> TASK PROMPT: Return all entries precisely as they stand, without the images.

Interface markup and scripts:

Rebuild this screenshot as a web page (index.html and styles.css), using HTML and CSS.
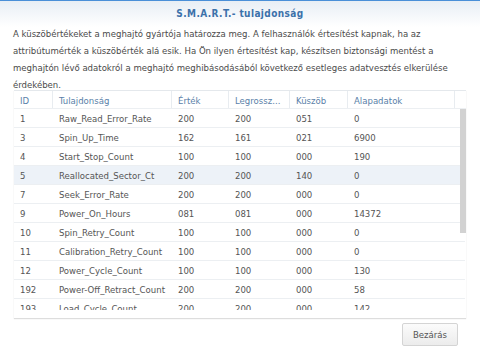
FILE: index.html
```html
<!DOCTYPE html>
<html>
  <head>
    <title>S.M.A.R.T.- tulajdonság</title>
    <meta name="viewport" content="width=device-width, initial-scale=1" />
    <link rel="stylesheet" href="styles.css">
  </head>
  <body>
    <div class="dialog">
      <div class="title">S.M.A.R.T.- tulajdonság</div>
      <p class="desc">A küszöbértékeket a meghajtó gyártója határozza meg. A felhasználók értesítést kapnak, ha az attribútumérték a küszöbérték alá esik. Ha Ön ilyen értesítést kap, készítsen biztonsági mentést a meghajtón lévő adatokról a meghajtó meghibásodásából következő esetleges adatvesztés elkerülése érdekében.</p>

      <div class="grid">
        <div class="row head">
          <div class="cell">ID</div>
          <div class="cell">Tulajdonság</div>
          <div class="cell">Érték</div>
          <div class="cell">Legrossz...</div>
          <div class="cell">Küszöb</div>
          <div class="cell">Alapadatok</div>
          <div class="cell"></div>
        </div>
        <div class="body" id="grid-body"></div>
        <div class="thumb"></div>
      </div>

      <div class="footer">
        <button type="button" class="btn">Bezárás</button>
      </div>
    </div>
    <script>
      const rows = [
        ["1", "Raw_Read_Error_Rate", "200", "200", "051", "0"],
        ["3", "Spin_Up_Time", "162", "161", "021", "6900"],
        ["4", "Start_Stop_Count", "100", "100", "000", "190"],
        ["5", "Reallocated_Sector_Ct", "200", "200", "140", "0"],
        ["7", "Seek_Error_Rate", "200", "200", "000", "0"],
        ["9", "Power_On_Hours", "081", "081", "000", "14372"],
        ["10", "Spin_Retry_Count", "100", "100", "000", "0"],
        ["11", "Calibration_Retry_Count", "100", "100", "000", "0"],
        ["12", "Power_Cycle_Count", "100", "100", "000", "130"],
        ["192", "Power-Off_Retract_Count", "200", "200", "000", "58"],
        ["193", "Load_Cycle_Count", "200", "200", "000", "142"],
      ];

      const body = document.querySelector("#grid-body");

      for (const data of rows) {
        const row = document.createElement("div");
        row.className = "row";
        if (data[0] === "5") row.classList.add("selected");

        for (const value of data.concat([""])) {
          const cell = document.createElement("div");
          cell.className = "cell";
          cell.textContent = value;
          row.append(cell);
        }
        body.append(row);
      }
    </script>
  </body>
</html>
```

FILE: styles.css
```css
body {
  margin: 0;
  font-family: "DejaVu Sans Condensed", "DejaVu Sans", sans-serif;
  font-size: 9.5px;
  color: #444;
  background: #fff;
}

.dialog {
  width: 480px;
  height: 348px;
  display: flex;
  flex-direction: column;
  border-top: 1px solid #4a8fd8;
  box-sizing: border-box;
  background: linear-gradient(#e8eef5, #fff 26px);
}

.title {
  height: 24px;
  padding-top: 2px;
  box-sizing: border-box;
  line-height: 22px;
  text-align: center;
  font-weight: bold;
  font-size: 10px;
  letter-spacing: 0.4px;
  color: #3b71aa;
}

.desc {
  margin: 0;
  padding: 0 13px;
  line-height: 17px;
  color: #4a4a4a;
  height: 65px;
}

.grid {
  position: relative;
  margin: 0 14px;
  height: 228px;
  padding-bottom: 8px;
  box-sizing: border-box;
  display: flex;
  flex-direction: column;
  box-shadow: 0 1px 1px #ddd;
}

.row {
  display: grid;
  grid-template-columns: 39px 119px 57px 61px 58px 107px 1fr;
  height: 19px;
  flex-shrink: 0;
  line-height: 19px;
  border-bottom: 1px solid #eceff2;
  box-sizing: border-box;
}

.head {
  border-top: 1px solid #e4e8ec;
  color: #5a7fa9;
}

.head .cell {
  border-right: 1px solid #e8ecf0;
}

.head .cell:last-child {
  border-right: none;
}

.cell {
  padding-left: 6px;
  white-space: nowrap;
  overflow: hidden;
}

.body {
  flex: 1;
  overflow: hidden;
  color: #555;
}

.body .row {
  margin-right: 1px;
}

.selected {
  background: #edf2f8;
}

.thumb {
  position: absolute;
  right: 0;
  top: 19px;
  width: 6px;
  height: 124px;
  background: #d2d2d2;
}

.footer {
  display: flex;
  justify-content: flex-end;
  padding: 5px 22px 0 0;
}

.btn {
  width: 56px;
  height: 23px;
  font-family: inherit;
  font-size: 9.5px;
  color: #555;
  background: linear-gradient(#fbfbfb, #ececec);
  border: 1px solid #d4d4d4;
  border-radius: 2px;
  padding: 0;
}
```
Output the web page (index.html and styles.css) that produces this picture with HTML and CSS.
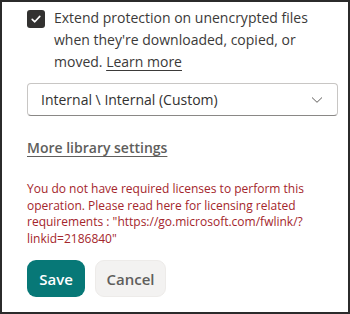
FILE: index.html
```html
<!DOCTYPE html>
<html>
<head>
<meta charset="utf-8">
<link rel="stylesheet" href="styles.css">
</head>
<body>
<div class="frame">
  <div class="check-row">
    <span class="checkbox">
      <svg width="12" height="12" viewBox="0 0 12 12"><path d="M2.2 6.3 L4.8 8.8 L9.8 3.4" fill="none" stroke="#fff" stroke-width="1.6" stroke-linecap="round" stroke-linejoin="round"/></svg>
    </span>
    <p class="check-text">Extend protection on unencrypted files when they're downloaded, copied, or moved. <a class="learn">Learn more</a></p>
  </div>
  <div class="dropdown">
    <span class="dd-text">Internal \ Internal (Custom)</span>
    <svg class="chev" width="12" height="8" viewBox="0 0 12 8"><path d="M1 1.5 L6 6.3 L11 1.5" fill="none" stroke="#605e5c" stroke-width="1"/></svg>
  </div>
  <a class="more">More library settings</a>
  <p class="error">You do not have required licenses to perform this operation. Please read here for licensing related requirements : "https://go.microsoft.com/fwlink/?linkid=2186840"</p>
  <div class="buttons">
    <button class="btn save">Save</button>
    <button class="btn cancel">Cancel</button>
  </div>
</div>
</body>
</html>
```
FILE: styles.css
```css
* { box-sizing: border-box; }
html, body { margin: 0; padding: 0; background: #fff; }
body { font-family: "Open Sans", "Noto Sans", sans-serif; color: #323130; }
.frame {
  width: 350px;
  height: 314px;
  border: 2px solid #2b2b2b;
  padding: 5px 10px 0 25px;
}
.check-row { display: flex; align-items: flex-start; gap: 9px; }
.checkbox {
  flex: none;
  width: 18px; height: 18px;
  margin-top: 3px;
  background: #323130;
  border-radius: 3px;
  display: flex; align-items: center; justify-content: center;
}
.check-text {
  margin: 0;
  font-size: 14px;
  line-height: 22px;
  color: #3b3a39;
}
.learn { color: #3b3a39; font-weight: 500; text-decoration: underline; text-underline-offset: 3px; }
.dropdown {
  margin-top: 10px;
  height: 33px;
  border: 1px solid #c8c6c4;
  border-bottom-color: #8a8886;
  border-radius: 4px;
  display: flex; align-items: center; justify-content: space-between;
  padding: 0 14px 0 13px;
  font-size: 14px;
  color: #323130;
}
.more {
  display: block;
  margin-top: 21px;
  font-size: 14px;
  line-height: 22px;
  font-weight: 600;
  color: #605e5c;
  text-decoration: underline;
  text-underline-offset: 3px;
}
.error {
  margin: 22px 0 0;
  font-size: 12px;
  line-height: 16.5px;
  color: #a4262c;
}
.buttons { display: flex; gap: 10px; margin-top: 13px; }
.btn {
  height: 37px;
  border: none;
  border-radius: 9px;
  font-family: "Open Sans", "Noto Sans", sans-serif;
  font-size: 15px;
  font-weight: 600;
  padding: 0;
}
.save { width: 58px; background: #077877; color: #fff; }
.cancel { width: 71px; background: #f3f2f1; color: #605e5c; border: 1px solid #edebe9; }
```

> PROBLEM SOLUTION:
Rebuild this screenshot as a web page (index.html and styles.css), using HTML and CSS.
FILE: index.html
```html
<!DOCTYPE html>
<html>
  <head>
    <title>S.M.A.R.T.- tulajdonság</title>
    <meta name="viewport" content="width=device-width, initial-scale=1" />
    <link rel="stylesheet" href="styles.css">
  </head>
  <body>
    <div class="dialog">
      <div class="title">S.M.A.R.T.- tulajdonság</div>
      <p class="desc">A küszöbértékeket a meghajtó gyártója határozza meg. A felhasználók értesítést kapnak, ha az attribútumérték a küszöbérték alá esik. Ha Ön ilyen értesítést kap, készítsen biztonsági mentést a meghajtón lévő adatokról a meghajtó meghibásodásából következő esetleges adatvesztés elkerülése érdekében.</p>

      <div class="grid">
        <div class="row head">
          <div class="cell">ID</div>
          <div class="cell">Tulajdonság</div>
          <div class="cell">Érték</div>
          <div class="cell">Legrossz...</div>
          <div class="cell">Küszöb</div>
          <div class="cell">Alapadatok</div>
          <div class="cell"></div>
        </div>
        <div class="body" id="grid-body"></div>
        <div class="thumb"></div>
      </div>

      <div class="footer">
        <button type="button" class="btn">Bezárás</button>
      </div>
    </div>
    <script>
      const rows = [
        ["1", "Raw_Read_Error_Rate", "200", "200", "051", "0"],
        ["3", "Spin_Up_Time", "162", "161", "021", "6900"],
        ["4", "Start_Stop_Count", "100", "100", "000", "190"],
        ["5", "Reallocated_Sector_Ct", "200", "200", "140", "0"],
        ["7", "Seek_Error_Rate", "200", "200", "000", "0"],
        ["9", "Power_On_Hours", "081", "081", "000", "14372"],
        ["10", "Spin_Retry_Count", "100", "100", "000", "0"],
        ["11", "Calibration_Retry_Count", "100", "100", "000", "0"],
        ["12", "Power_Cycle_Count", "100", "100", "000", "130"],
        ["192", "Power-Off_Retract_Count", "200", "200", "000", "58"],
        ["193", "Load_Cycle_Count", "200", "200", "000", "142"],
      ];

      const body = document.querySelector("#grid-body");

      for (const data of rows) {
        const row = document.createElement("div");
        row.className = "row";
        if (data[0] === "5") row.classList.add("selected");

        for (const value of data.concat([""])) {
          const cell = document.createElement("div");
          cell.className = "cell";
          cell.textContent = value;
          row.append(cell);
        }
        body.append(row);
      }
    </script>
  </body>
</html>
```

FILE: styles.css
```css
body {
  margin: 0;
  font-family: "DejaVu Sans Condensed", "DejaVu Sans", sans-serif;
  font-size: 9.5px;
  color: #444;
  background: #fff;
}

.dialog {
  width: 480px;
  height: 348px;
  display: flex;
  flex-direction: column;
  border-top: 1px solid #4a8fd8;
  box-sizing: border-box;
  background: linear-gradient(#e8eef5, #fff 26px);
}

.title {
  height: 24px;
  padding-top: 2px;
  box-sizing: border-box;
  line-height: 22px;
  text-align: center;
  font-weight: bold;
  font-size: 10px;
  letter-spacing: 0.4px;
  color: #3b71aa;
}

.desc {
  margin: 0;
  padding: 0 13px;
  line-height: 17px;
  color: #4a4a4a;
  height: 65px;
}

.grid {
  position: relative;
  margin: 0 14px;
  height: 228px;
  padding-bottom: 8px;
  box-sizing: border-box;
  display: flex;
  flex-direction: column;
  box-shadow: 0 1px 1px #ddd;
}

.row {
  display: grid;
  grid-template-columns: 39px 119px 57px 61px 58px 107px 1fr;
  height: 19px;
  flex-shrink: 0;
  line-height: 19px;
  border-bottom: 1px solid #eceff2;
  box-sizing: border-box;
}

.head {
  border-top: 1px solid #e4e8ec;
  color: #5a7fa9;
}

.head .cell {
  border-right: 1px solid #e8ecf0;
}

.head .cell:last-child {
  border-right: none;
}

.cell {
  padding-left: 6px;
  white-space: nowrap;
  overflow: hidden;
}

.body {
  flex: 1;
  overflow: hidden;
  color: #555;
}

.body .row {
  margin-right: 1px;
}

.selected {
  background: #edf2f8;
}

.thumb {
  position: absolute;
  right: 0;
  top: 19px;
  width: 6px;
  height: 124px;
  background: #d2d2d2;
}

.footer {
  display: flex;
  justify-content: flex-end;
  padding: 5px 22px 0 0;
}

.btn {
  width: 56px;
  height: 23px;
  font-family: inherit;
  font-size: 9.5px;
  color: #555;
  background: linear-gradient(#fbfbfb, #ececec);
  border: 1px solid #d4d4d4;
  border-radius: 2px;
  padding: 0;
}
```
Output the web page (index.html and styles.css) that produces this picture with HTML and CSS.
FILE: index.html
```html
<!DOCTYPE html>
<html>
<head>
<meta charset="utf-8">
<link rel="stylesheet" href="styles.css">
</head>
<body>
<div class="frame">
  <div class="check-row">
    <span class="checkbox">
      <svg width="12" height="12" viewBox="0 0 12 12"><path d="M2.2 6.3 L4.8 8.8 L9.8 3.4" fill="none" stroke="#fff" stroke-width="1.6" stroke-linecap="round" stroke-linejoin="round"/></svg>
    </span>
    <p class="check-text">Extend protection on unencrypted files when they're downloaded, copied, or moved. <a class="learn">Learn more</a></p>
  </div>
  <div class="dropdown">
    <span class="dd-text">Internal \ Internal (Custom)</span>
    <svg class="chev" width="12" height="8" viewBox="0 0 12 8"><path d="M1 1.5 L6 6.3 L11 1.5" fill="none" stroke="#605e5c" stroke-width="1"/></svg>
  </div>
  <a class="more">More library settings</a>
  <p class="error">You do not have required licenses to perform this operation. Please read here for licensing related requirements : "https://go.microsoft.com/fwlink/?linkid=2186840"</p>
  <div class="buttons">
    <button class="btn save">Save</button>
    <button class="btn cancel">Cancel</button>
  </div>
</div>
</body>
</html>
```
FILE: styles.css
```css
* { box-sizing: border-box; }
html, body { margin: 0; padding: 0; background: #fff; }
body { font-family: "Open Sans", "Noto Sans", sans-serif; color: #323130; }
.frame {
  width: 350px;
  height: 314px;
  border: 2px solid #2b2b2b;
  padding: 5px 10px 0 25px;
}
.check-row { display: flex; align-items: flex-start; gap: 9px; }
.checkbox {
  flex: none;
  width: 18px; height: 18px;
  margin-top: 3px;
  background: #323130;
  border-radius: 3px;
  display: flex; align-items: center; justify-content: center;
}
.check-text {
  margin: 0;
  font-size: 14px;
  line-height: 22px;
  color: #3b3a39;
}
.learn { color: #3b3a39; font-weight: 500; text-decoration: underline; text-underline-offset: 3px; }
.dropdown {
  margin-top: 10px;
  height: 33px;
  border: 1px solid #c8c6c4;
  border-bottom-color: #8a8886;
  border-radius: 4px;
  display: flex; align-items: center; justify-content: space-between;
  padding: 0 14px 0 13px;
  font-size: 14px;
  color: #323130;
}
.more {
  display: block;
  margin-top: 21px;
  font-size: 14px;
  line-height: 22px;
  font-weight: 600;
  color: #605e5c;
  text-decoration: underline;
  text-underline-offset: 3px;
}
.error {
  margin: 22px 0 0;
  font-size: 12px;
  line-height: 16.5px;
  color: #a4262c;
}
.buttons { display: flex; gap: 10px; margin-top: 13px; }
.btn {
  height: 37px;
  border: none;
  border-radius: 9px;
  font-family: "Open Sans", "Noto Sans", sans-serif;
  font-size: 15px;
  font-weight: 600;
  padding: 0;
}
.save { width: 58px; background: #077877; color: #fff; }
.cancel { width: 71px; background: #f3f2f1; color: #605e5c; border: 1px solid #edebe9; }
```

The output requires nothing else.